Marie Dutton Brown is an African American icon and legend who has spent over 50 years selling the grounds for marginalizing writers and editors in an industry that’s constantly trying to close the door on minorities. As the oldest of three children born in 1940 to two educators, one who taught English and the other one taught engineering. With education taking a primary stance with her family, she graduated from Pennsylvania state university with a degree in psychology from the school of education there in 1962. She eventually taught middle school in Philadelphia and served as the education coordinator for the office of intergroup education, which was an initiative throughout Philadelphia public schools to teach children not to become bigoted through diversified curriculums.
While in the position she was in, she met a woman by the name of Loretta Barrett who was an editor at Doubleday at the time. The rest became history : In the past, Barret and Brown’s mothers worked together teaching at the same high school which became destiny that their two daughters would end up working together . So, in the late ‘60s Barret went to a service training meeting where Brown was working to enrich the reading program, Barrett urged her to contact her if she ever visited New York, eventually leading Brown to take on her offer a year later. After meeting for lunch, Barrett asked Brown to come to the Doubleday offices the next day to meet some of her colleagues, and after the meetings, Brown was offered an internship from Doubleday at 27 years old.
Brown eventually moved in with a friend to the Upper West Side of Manhattan, New York , and started to work at Doubleday that next month. Her internship position helped her garner entry into publishing during the climax of the Civil Rights Movement which is astronomical for a woman of color. The goal at the time was to have multi-ethnic diversity in publishing on topics of slavery , not autobiographies and biographies wrote by African American people.

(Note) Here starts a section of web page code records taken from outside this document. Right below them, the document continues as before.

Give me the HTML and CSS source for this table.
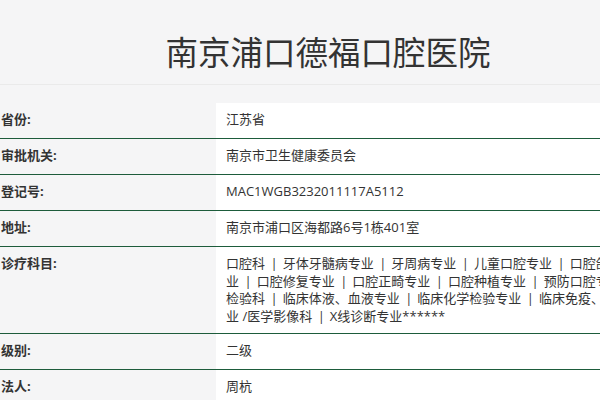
FILE: index.html
```html
<!DOCTYPE html>
<html lang="zh-CN">
<head>
<meta charset="utf-8">
<title>南京浦口德福口腔医院</title>
<link rel="stylesheet" href="styles.css">
</head>
<body>
<div class="page">
  <header class="header">
    <h1 class="title">南京浦口德福口腔医院</h1>
  </header>
  <div class="info">
    <div class="row">
      <div class="label">省份:</div>
      <div class="value">江苏省</div>
    </div>
    <div class="row">
      <div class="label">审批机关:</div>
      <div class="value">南京市卫生健康委员会</div>
    </div>
    <div class="row">
      <div class="label">登记号:</div>
      <div class="value">MAC1WGB3232011117A5112</div>
    </div>
    <div class="row">
      <div class="label">地址:</div>
      <div class="value">南京市浦口区海都路6号1栋401室</div>
    </div>
    <div class="row">
      <div class="label">诊疗科目:</div>
      <div class="value multi">口腔科<span class="sep">|</span>牙体牙髓病专业<span class="sep">|</span>牙周病专业<span class="sep">|</span>儿童口腔专业<span class="sep">|</span>口腔颌面外科专<br>业<span class="sep">|</span>口腔修复专业<span class="sep">|</span>口腔正畸专业<span class="sep">|</span>口腔种植专业<span class="sep">|</span>预防口腔专业<span class="sep">|</span>医学<br>检验科<span class="sep">|</span>临床体液、血液专业<span class="sep">|</span>临床化学检验专业<span class="sep">|</span>临床免疫、血清学专<br>业 /医学影像科<span class="sep">|</span>X线诊断专业******</div>
    </div>
    <div class="row">
      <div class="label">级别:</div>
      <div class="value">二级</div>
    </div>
    <div class="row">
      <div class="label">法人:</div>
      <div class="value">周杭</div>
    </div>
  </div>
</div>
</body>
</html>
```

FILE: styles.css
```css
html, body {
  margin: 0;
  padding: 0;
  background: #f5f5f6;
  overflow: hidden;
}
body {
  font-family: "Open Sans", "Noto Sans CJK SC", sans-serif;
  color: #333;
}
.page {
  width: 656px;
}
.header {
  height: 85px;
  box-sizing: border-box;
  padding-top: 34px;
  border-bottom: 1px solid #eaeaea;
  text-align: center;
}
.title {
  margin: 0;
  font-size: 32.5px;
  line-height: 38px;
  font-weight: normal;
  color: #333;
}
.info {
  margin-top: 18px;
}
.row {
  display: grid;
  grid-template-columns: 216px 1fr;
  border-bottom: 1px solid #1d5c3b;
}
.label {
  padding: 8px 0 7px 1px;
  font-size: 13px;
  line-height: 17.7px;
  font-weight: bold;
  color: #333;
}
.value {
  background: #fff;
  min-height: 35px;
  box-sizing: border-box;
  padding: 8px 10px 7px;
  font-size: 13px;
  line-height: 17.7px;
  white-space: nowrap;
  color: #333;
}
.sep {
  margin: 0 5px 0 5.5px;
}
```
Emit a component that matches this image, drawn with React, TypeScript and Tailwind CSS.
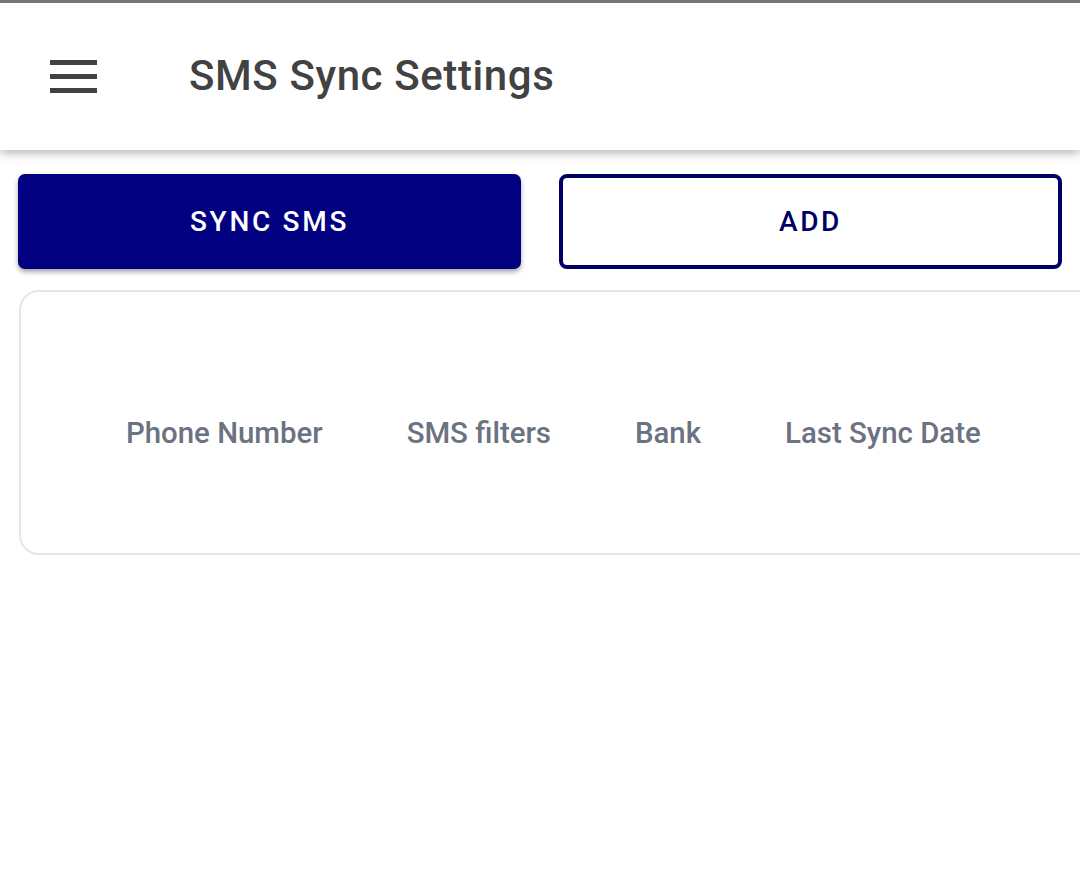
export default function App() {
  return (
    <div className="min-h-[890px] bg-white font-['Roboto',sans-serif]">
      <header className="relative z-10 h-[150px] border-t-[3px] border-[#757575] bg-white shadow-[0_4px_8px_rgba(0,0,0,0.25)] flex items-center">
        <div className="ml-[50px] flex w-[47px] flex-col gap-[9px]">
          <span className="block h-[5px] bg-[#424242]" />
          <span className="block h-[5px] bg-[#424242]" />
          <span className="block h-[5px] bg-[#424242]" />
        </div>
        <h1 className="ml-[92px] text-[42px] font-medium leading-none tracking-[0.6px] text-[#424242] pb-[2px]">
          SMS Sync Settings
        </h1>
      </header>

      <div className="flex gap-[38px] pl-[18px] pr-[18px] pt-[24px]">
        <button className="h-[95px] w-[503px] rounded-[7px] bg-[#000080] text-[28px] font-medium tracking-[2.7px] text-white shadow-[0_3px_5px_rgba(0,0,0,0.35)]">
          SYNC SMS
        </button>
        <button className="h-[95px] w-[503px] rounded-[8px] border-[4px] border-[#000066] bg-white text-[28px] font-medium tracking-[2.7px] text-[#000066]">
          ADD
        </button>
      </div>

      <div className="ml-[19px] mt-[21px] h-[265px] w-[1100px] rounded-[20px] border-[2px] border-[#e6e6e6] flex items-center pt-[22px]">
        <div className="flex gap-[84px] pl-[105px] text-[29.4px] font-medium text-[#6b7280]">
          <span>Phone Number</span>
          <span>SMS filters</span>
          <span>Bank</span>
          <span>Last Sync Date</span>
        </div>
      </div>
    </div>
  );
}
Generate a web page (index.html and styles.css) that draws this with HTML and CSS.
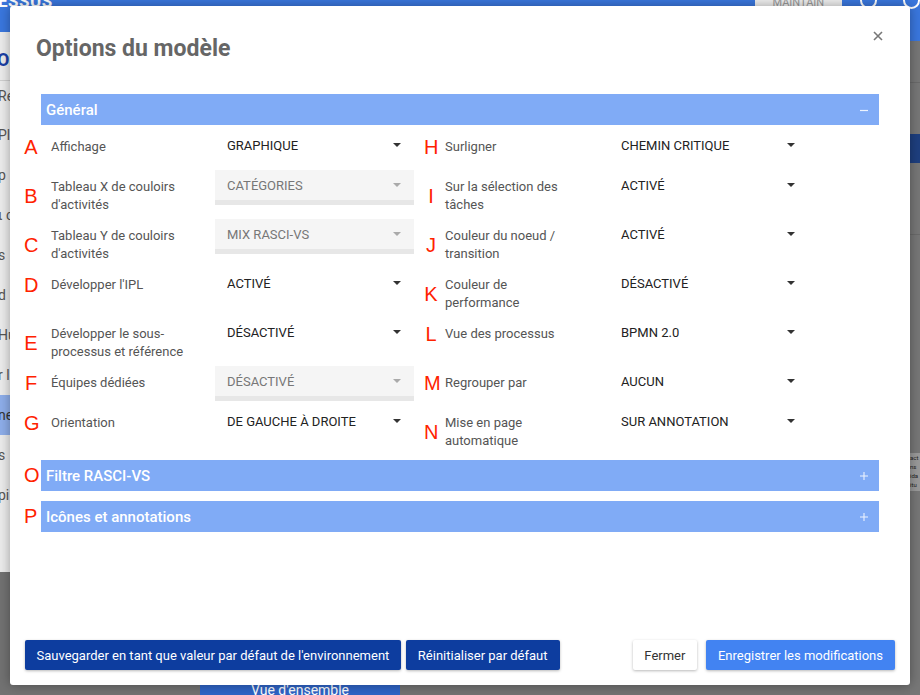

Furthermore, while continuing work at Doubleday, she worked under Zenith Books, which is an in-print book section that is catered towards African American youth. She ultimately became the only black woman that was an intern in her program as well as being one of only two who remained by the end of the year. This was a rough time in that there was inherent racism that was still going on. Despite this moment of racism , she persevered, and ended up becoming an assistant for Ms. Barrett .
In addition, Brown remained at Doubleday until 1969 then relocated to Los Angeles, California as a freelance editor. She also ended up marrying an artist, and had a daughter (who is also a publicist at Hachette now).
Furthermore, when Brown went back to Doubleday in 1972, she was told that just publishing black authors is null and void and that she had to diversify her list with more authors of different races. The African American culture, therefore had been reduced . Many of the published African American titles, that were based in the history, sociology, and education of black people were being written by Caucasian people. So fewer books were published about the African American experience leading Brown to question whether or not black people were reading or writing their own stories.
Moreover, while still working at Doubleday , Brown worked with Marita Golden, Emeritus of the Hurston/Wright Foundation, and the scholar Mary Helen Washington, all while developing connections with other black editors and writers, such as Charles F. Harris and Toni Morrison. She published titles like the Darden sisters’ “Spoonbread & Strawberry Wine,” and Mari Evans’s “Black Women Writers.”
During this period in the ‘70s, black books became the trendy thing to have , and, other editors would obtain the books without fully recognizing their audience. Brown, would go on to argue that many of the books coming out were stating things that black readers already understood , posing conflicts for the editors that were black.
When 1982 hit, as the first black woman to hold this position (as an editor) , Brown left the Senior Editor position at Doubleday. In an interview done with Elle Magazine, Brown stated that Doubleday was in the midst of being sold as the publishing business was taking a turn, causing confusion among editors. In an interview done with Elle Magazine, Brown stated that Doubleday was in the midst of being sold as the publishing business was taking a turn, causing confusion among editors. Editors were being offered other jobs but no one offered her anything because she was a black woman.
Alas, an opportunity came along for Brown to become the Editor-in-Chief of “Elan,” a magazine catered to the black female. Unfortunately, she and her team only managed to publish three issues before the entire magazine came to an end. Afterwards, Brown became a bookseller at Endicott Books , now formally known as Book Culture, before her contacts, including her former mentor Loretta Barrett and a young African American associate editor named Gerald Gladney, inquiring to Brown that she publish their authors.
Subsequently, among the midst of the ‘80s, the propagation of copy shops had begun. Unlike the ‘60s and ‘70s, writers now began making copies of the manuscripts of their books to send to various publishing houses. Because of the previous ways editors kept track of manuscripts that were of interest to them , the responsibility fell on writers, which made the system a bit convoluted. To fill in the gaps and what she saw as a key component to strengthen the industry, in 1984, Marie Dutton Brown Associates was born in Harlem, New York. She progressed into a literary agent, copying and reading authors manuscripts, serving as a channel between writers and editors, making it a point to this day, to uplift the relegated as they all deserve a chance to have their voices heard.